“Freedom and democracy are not compatible with those who are fueling conflicts, with those who are trying to create senseless oppositions between identities, with those who are fomenting clashes, who keep searching for someone to call an enemy; with those who are limiting pluralism,” said the President of the Italian Republic, Sergio Mattarella, at the concert for the diplomatic corps that started off the celebration of June 2, Republic Day.
To our understanding, these salutary words set us on the right track—if nothing else, they made us remember that June 2 is Republic Day in Italy, not Armed Forces Day.
And, most importantly, they reminded us that if we adopt the perspective of the high-minded message coming from the Quirinal Hill as we examine the scenarios currently taking place around the Mediterranean and on the international scene, we have in these words a message that can and should be interpreted as a rejection of any and all racist identitarianism and of the search for enemies at all costs; a message of peace, a message for an Italian Republic tethered to our Constitution, which, in Article 11, states clearly that it “rejects war as a means of solving international conflicts.”
That might seem so obvious that it hardly needs to be said—however, it does bear repeating, since we are once again faced with a conflict within the ill-fated “government contract,” which has been rendered rather threadbare by the results of the European elections, with the boost given to Salvini’s sovereignist populism and the merciless cutting down to size of the M5S.
After the crisis brought on by the Lega’s undersecretaries who are mired in judicial investigations, after the clash of words around who actually decides whether the ports will remain closed to migrant reception, and whether saving human beings should be treated as a crime, and after the latest soap opera around Tria’s letter to the European Commission, controversy has again erupted within the government coalition, now regarding the role of the army.

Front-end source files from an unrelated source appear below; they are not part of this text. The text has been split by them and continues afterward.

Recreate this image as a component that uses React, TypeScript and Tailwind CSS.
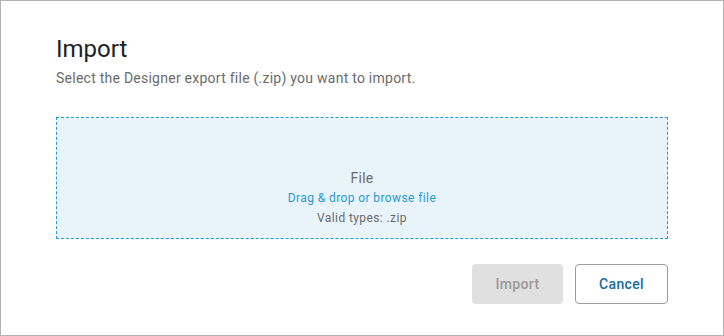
export default function App() {
    return (
        <div className="w-[724px] h-[336px] bg-white border border-[#b3b3b3] font-['Roboto',sans-serif]">
            <div className="pl-[55px] pr-[55px] pt-[34px]">
                <h2 className="text-[24px] leading-[28px] text-[#222]">Import</h2>
                <p className="mt-[6px] text-[14px] leading-[18px] tracking-[0.25px] text-[#6b6b6b]">
                    Select the Designer export file (.zip) you want to import.
                </p>
                <div className="mt-[30px] h-[122px] border border-dashed border-[#2a9ad6] bg-[#e8f4fa] flex flex-col items-center pt-[51px]">
                    <span className="text-[14px] leading-[18px] tracking-[0.25px] text-[#6b6b6b]">File</span>
                    <span className="mt-[3px] text-[12px] leading-[16px] tracking-[0.4px] text-[#2a9ad6] cursor-pointer">
                        Drag &amp; drop or browse file
                    </span>
                    <span className="mt-[4px] text-[12px] leading-[16px] tracking-[0.4px] text-[#6b6b6b]">
                        Valid types: .zip
                    </span>
                </div>
                <div className="mt-[25px] flex justify-end gap-[12px]">
                    <button
                        disabled
                        className="w-[91px] h-[40px] rounded-[4px] bg-[#e0e0e0] text-[14px] font-medium tracking-[0.35px] text-[#9a9a9a]"
                    >
                        Import
                    </button>
                    <button className="w-[93px] h-[40px] rounded-[4px] border border-[#9e9e9e] bg-white text-[14px] font-medium tracking-[0.35px] text-[#1a6b9c]">
                        Cancel
                    </button>
                </div>
            </div>
        </div>
    );
}
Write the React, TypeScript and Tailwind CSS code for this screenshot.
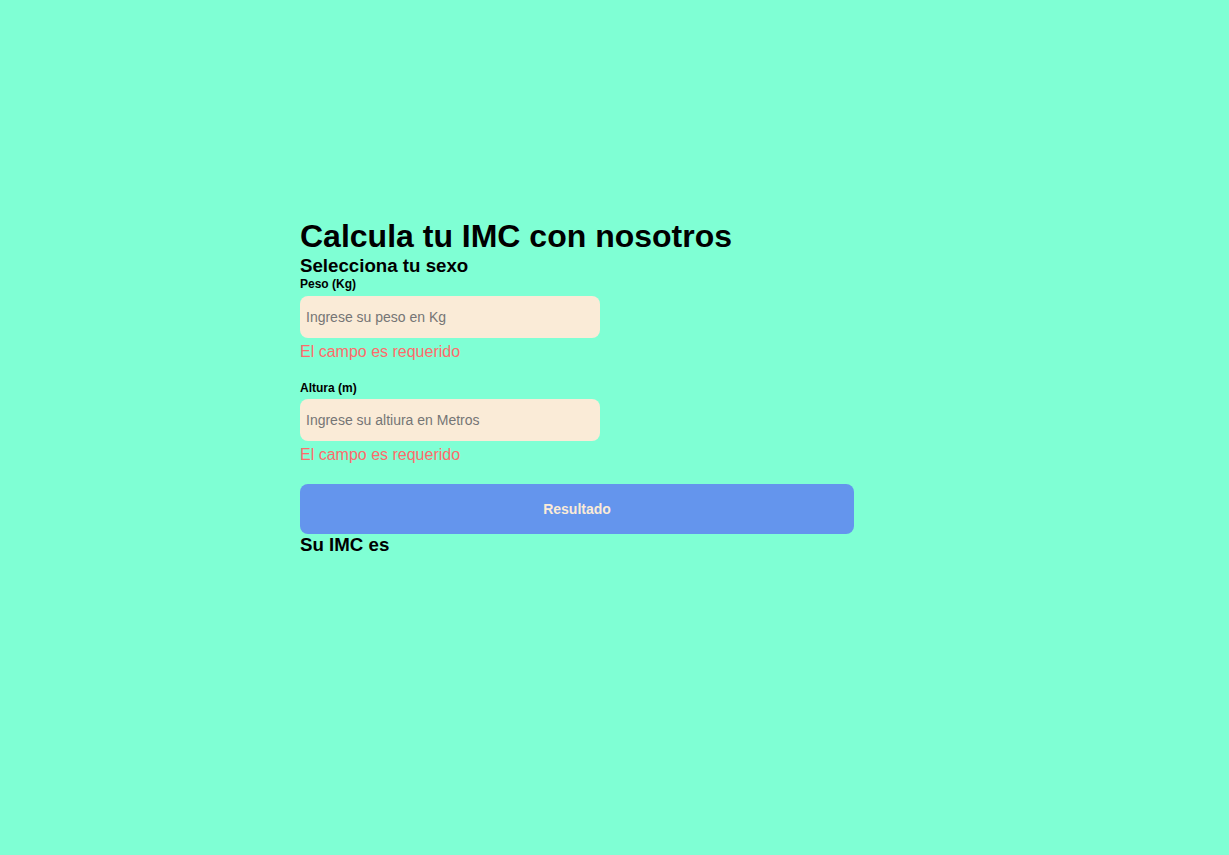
import React from "react";

export default function App() {
  return (
    <div
      className="min-h-[855px] w-full bg-[#7fffd4] text-black"
      style={{ fontFamily: '"Liberation Sans", Arial, sans-serif' }}
    >
      <div className="flex flex-col items-start pl-[300px] pt-[218px]">
        <h1 className="text-[32px] font-bold leading-[37px]">Calcula tu IMC con nosotros</h1>
        <h3 className="text-[18.7px] font-bold leading-[22px]">Selecciona tu sexo</h3>
        <label className="text-[12px] font-bold leading-[14px]">Peso (Kg)</label>
        <input
          className="mt-[5px] h-[42px] w-[300px] rounded-[8px] bg-[#faebd7] px-[6px] text-[14px] placeholder:text-[#757575] outline-none"
          placeholder="Ingrese su peso en Kg"
        />
        <p className="mt-[4px] text-[16px] leading-[20px] text-[#ff6b6b]">El campo es requerido</p>
        <label className="mt-[19px] text-[12px] font-bold leading-[14px]">Altura (m)</label>
        <input
          className="mt-[4px] h-[42px] w-[300px] rounded-[8px] bg-[#faebd7] px-[6px] text-[14px] placeholder:text-[#757575] outline-none"
          placeholder="Ingrese su altiura en Metros"
        />
        <p className="mt-[4px] text-[16px] leading-[20px] text-[#ff6b6b]">El campo es requerido</p>
        <button className="mt-[19px] h-[50px] w-[554px] rounded-[8px] bg-[#6495ed] text-[14px] font-bold text-[#faebd7]">
          Resultado
        </button>
        <h3 className="text-[18.7px] font-bold leading-[22px]">Su IMC es</h3>
      </div>
    </div>
  );
}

Four generals have lined up behind a direct attack against M5S Defense Minister Trenta, and one cannot fail to glimpse, in the background of all this, the influence of the far right, newly emboldened after the European elections. Thankfully, we are not in 1936 Republican Spain, and there is no generalissmo Franco looming on the horizon; we are in modern-day Italy, where everyone has a smartphone. However, the mythology of the “four generals” and their ostentatious declaration with mutinous undertones still strikes a very unwelcome chord.
Also thankfully, the aforementioned generals are not on active duty, but retired. However, they chose not to join the unions and the “regular” retirees in their protest march on Saturday morning against the initiatives of the current government, which will shrink their incomes, as they will no longer be tied to the increases in the cost of living. The four generals (Camporini, Tricarico, Arpino and Preziosa) declared that they would not take part in the June 2 celebrations, and attacked the government on two points: for one, criticizing the “offensive” talk about cutting down the “golden pensions,” a move that is more than a little self-interested on their part; and, secondly, protesting against Minister Trenta’s idea of dedicating the June 2 festivities to “inclusion.”
In effect, their protest aims at restoring the central place of weapons of war and those who bear them in the Italian Republic. There is little of value to be gained from this scandal, as the controversy appears, at the very least, a sterile and dishonest one.
It seems that Italy cannot manage to put up a united front even on the anniversary of the Republic.
As the missionary Father Alex Zanotelli cogently pointed out, the four generals should rest easy, because the government is, unfortunately, not in the least bit anti-war.
Quite the contrary. Our “contract-based” government has kept up the current level of weapons spending, amounting to €70 million per day. The RWM-branded bombs, made in Italy, are quietly being delivered to fuel the massacres in Yemen. And last but not least, Minister Trenta recently took part in the christening ceremony for the hull of the Trieste military vessel, which will cost a total of €1.4 billion, a multifunctional floating fortress with amphibious assault capabilities, which will carry helicopter gunships and many F-35 fighters, plus a battalion of 600 soldiers ready to disembark and set up a military occupation if desired (but which will certainly not be tasked with rescuing desperate refugees)— a project approved by the previous Renzi government.
The four generals can rest easy, safe “behind the hill,” as Francesco de Gregori put it in his classic song Generale, recounting the horrors of the First World War. In the end, we will manage to find an enemy—whether internal or external. No one needs to worry that we might actually heed the President’s call for peace.